A friend of mine is traveling to Istanbul in two months. He loved his first trip to Turkey and this will be his second time going. The bombing in the historic district did not dissuade him from changing his plans. He had purchased tickets for a famous soccer match months in advanced, secured great business class seats, and is redeeming points for a stay at a world-class resort. Thoughtlessly put, it would be a bit inconvenient to change all of this on the off-chance that another cowardly act could be carried out by a deranged imbecile.
That doesn’t mean he isn’t aware of the danger that is present in Istanbul. He’s assuming the risk not to defy the ‘terrorists’ but because he genuinely wants to take this trip. Though I can appreciate his desire to go on a trip that he worked and waited so long to experience, I still think there’s a larger issue here than whether going is a prudent idea.
To begin, you’ll notice that I put terrorists in quotes. It can be argued that anyone engaging in acts designed to intimidate or strike fear in the general public is a terrorist. Was this accomplished in aforementioned attack? Certainly it was. Does that mean that Istanbul is at risk of terrorist attacks?
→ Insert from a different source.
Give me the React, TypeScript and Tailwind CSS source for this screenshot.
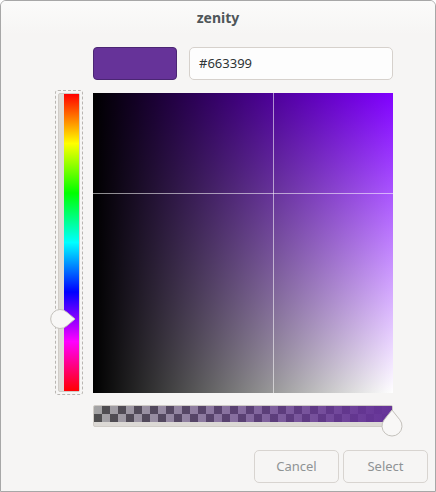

Not necessarily.
A distinction must be made between a criminal act and a terrorist attack. Random, sporadic actions carried out by those who may be sympathetic to the ISIS movement, feel some tacit bond between themselves and ISIS, or who are otherwise inspired to act because of ISIS do not make them part of the organization. These individuals were angry, felt disenfranchised, and were not integrated into society long before ISIS went from the JV team, as Obama once remarked, to the menace they have become.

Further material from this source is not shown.